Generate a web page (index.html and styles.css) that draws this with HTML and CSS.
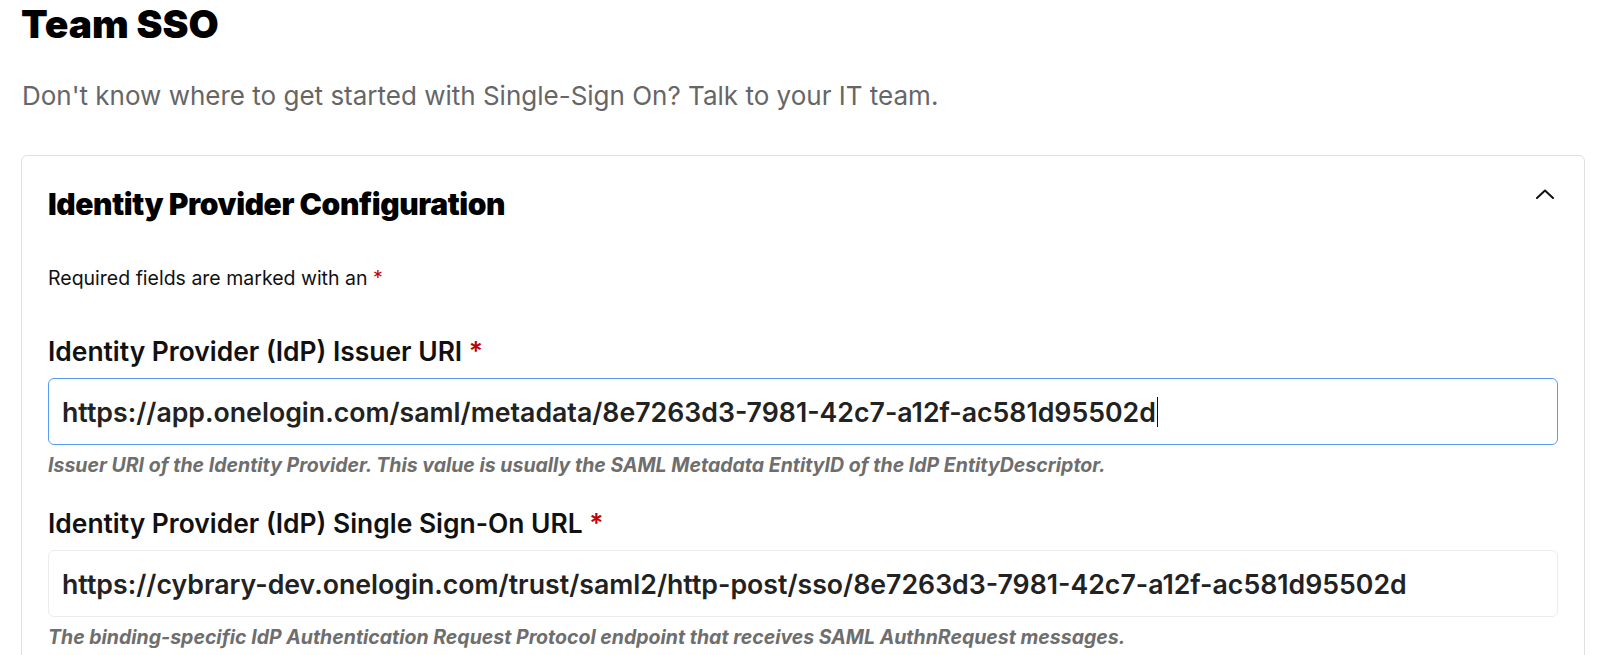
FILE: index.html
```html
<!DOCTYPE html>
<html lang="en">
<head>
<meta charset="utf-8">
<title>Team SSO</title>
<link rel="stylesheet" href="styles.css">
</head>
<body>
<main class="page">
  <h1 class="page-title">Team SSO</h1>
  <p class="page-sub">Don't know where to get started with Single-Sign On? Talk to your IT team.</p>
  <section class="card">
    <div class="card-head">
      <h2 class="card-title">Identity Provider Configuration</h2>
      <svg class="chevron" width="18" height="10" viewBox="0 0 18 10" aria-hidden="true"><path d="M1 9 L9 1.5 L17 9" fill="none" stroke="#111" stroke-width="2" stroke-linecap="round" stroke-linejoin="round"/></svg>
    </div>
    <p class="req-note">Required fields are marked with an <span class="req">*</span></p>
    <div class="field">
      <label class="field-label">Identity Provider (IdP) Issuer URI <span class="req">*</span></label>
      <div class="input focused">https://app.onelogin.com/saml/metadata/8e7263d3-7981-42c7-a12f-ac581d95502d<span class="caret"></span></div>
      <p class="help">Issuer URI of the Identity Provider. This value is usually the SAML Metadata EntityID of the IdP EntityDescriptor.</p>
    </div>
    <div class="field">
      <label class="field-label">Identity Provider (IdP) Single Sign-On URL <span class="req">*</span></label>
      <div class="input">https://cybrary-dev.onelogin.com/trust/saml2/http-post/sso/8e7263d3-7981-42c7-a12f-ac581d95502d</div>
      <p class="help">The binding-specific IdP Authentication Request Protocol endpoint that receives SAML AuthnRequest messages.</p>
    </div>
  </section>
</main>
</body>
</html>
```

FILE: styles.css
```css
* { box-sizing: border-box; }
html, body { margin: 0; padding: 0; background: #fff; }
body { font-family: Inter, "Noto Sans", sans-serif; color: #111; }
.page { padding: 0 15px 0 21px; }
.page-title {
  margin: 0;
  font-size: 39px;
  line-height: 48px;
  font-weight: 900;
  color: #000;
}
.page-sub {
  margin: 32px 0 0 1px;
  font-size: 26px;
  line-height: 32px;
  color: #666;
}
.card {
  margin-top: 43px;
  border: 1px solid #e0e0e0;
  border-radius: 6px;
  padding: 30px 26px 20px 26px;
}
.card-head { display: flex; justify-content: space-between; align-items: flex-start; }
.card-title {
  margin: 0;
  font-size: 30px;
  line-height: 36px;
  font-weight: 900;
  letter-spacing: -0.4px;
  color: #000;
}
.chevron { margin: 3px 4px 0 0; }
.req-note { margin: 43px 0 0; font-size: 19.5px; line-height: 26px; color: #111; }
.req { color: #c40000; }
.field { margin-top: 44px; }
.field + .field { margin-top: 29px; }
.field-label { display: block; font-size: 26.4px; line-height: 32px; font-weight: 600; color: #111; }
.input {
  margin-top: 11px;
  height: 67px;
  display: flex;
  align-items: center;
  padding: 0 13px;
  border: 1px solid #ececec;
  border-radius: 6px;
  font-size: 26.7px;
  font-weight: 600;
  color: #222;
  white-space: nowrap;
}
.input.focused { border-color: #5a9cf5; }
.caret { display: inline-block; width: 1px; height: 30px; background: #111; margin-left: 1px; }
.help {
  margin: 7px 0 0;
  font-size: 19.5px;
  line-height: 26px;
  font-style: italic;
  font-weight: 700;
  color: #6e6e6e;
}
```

Written instruction: Your task is to repeat the data above exactly while excluding the pictures.

Result for this task:
Generate a web page (index.html and styles.css) that draws this with HTML and CSS.
FILE: index.html
```html
<!DOCTYPE html>
<html lang="en">
<head>
<meta charset="utf-8">
<title>Team SSO</title>
<link rel="stylesheet" href="styles.css">
</head>
<body>
<main class="page">
  <h1 class="page-title">Team SSO</h1>
  <p class="page-sub">Don't know where to get started with Single-Sign On? Talk to your IT team.</p>
  <section class="card">
    <div class="card-head">
      <h2 class="card-title">Identity Provider Configuration</h2>
      <svg class="chevron" width="18" height="10" viewBox="0 0 18 10" aria-hidden="true"><path d="M1 9 L9 1.5 L17 9" fill="none" stroke="#111" stroke-width="2" stroke-linecap="round" stroke-linejoin="round"/></svg>
    </div>
    <p class="req-note">Required fields are marked with an <span class="req">*</span></p>
    <div class="field">
      <label class="field-label">Identity Provider (IdP) Issuer URI <span class="req">*</span></label>
      <div class="input focused">https://app.onelogin.com/saml/metadata/8e7263d3-7981-42c7-a12f-ac581d95502d<span class="caret"></span></div>
      <p class="help">Issuer URI of the Identity Provider. This value is usually the SAML Metadata EntityID of the IdP EntityDescriptor.</p>
    </div>
    <div class="field">
      <label class="field-label">Identity Provider (IdP) Single Sign-On URL <span class="req">*</span></label>
      <div class="input">https://cybrary-dev.onelogin.com/trust/saml2/http-post/sso/8e7263d3-7981-42c7-a12f-ac581d95502d</div>
      <p class="help">The binding-specific IdP Authentication Request Protocol endpoint that receives SAML AuthnRequest messages.</p>
    </div>
  </section>
</main>
</body>
</html>
```

FILE: styles.css
```css
* { box-sizing: border-box; }
html, body { margin: 0; padding: 0; background: #fff; }
body { font-family: Inter, "Noto Sans", sans-serif; color: #111; }
.page { padding: 0 15px 0 21px; }
.page-title {
  margin: 0;
  font-size: 39px;
  line-height: 48px;
  font-weight: 900;
  color: #000;
}
.page-sub {
  margin: 32px 0 0 1px;
  font-size: 26px;
  line-height: 32px;
  color: #666;
}
.card {
  margin-top: 43px;
  border: 1px solid #e0e0e0;
  border-radius: 6px;
  padding: 30px 26px 20px 26px;
}
.card-head { display: flex; justify-content: space-between; align-items: flex-start; }
.card-title {
  margin: 0;
  font-size: 30px;
  line-height: 36px;
  font-weight: 900;
  letter-spacing: -0.4px;
  color: #000;
}
.chevron { margin: 3px 4px 0 0; }
.req-note { margin: 43px 0 0; font-size: 19.5px; line-height: 26px; color: #111; }
.req { color: #c40000; }
.field { margin-top: 44px; }
.field + .field { margin-top: 29px; }
.field-label { display: block; font-size: 26.4px; line-height: 32px; font-weight: 600; color: #111; }
.input {
  margin-top: 11px;
  height: 67px;
  display: flex;
  align-items: center;
  padding: 0 13px;
  border: 1px solid #ececec;
  border-radius: 6px;
  font-size: 26.7px;
  font-weight: 600;
  color: #222;
  white-space: nowrap;
}
.input.focused { border-color: #5a9cf5; }
.caret { display: inline-block; width: 1px; height: 30px; background: #111; margin-left: 1px; }
.help {
  margin: 7px 0 0;
  font-size: 19.5px;
  line-height: 26px;
  font-style: italic;
  font-weight: 700;
  color: #6e6e6e;
}
```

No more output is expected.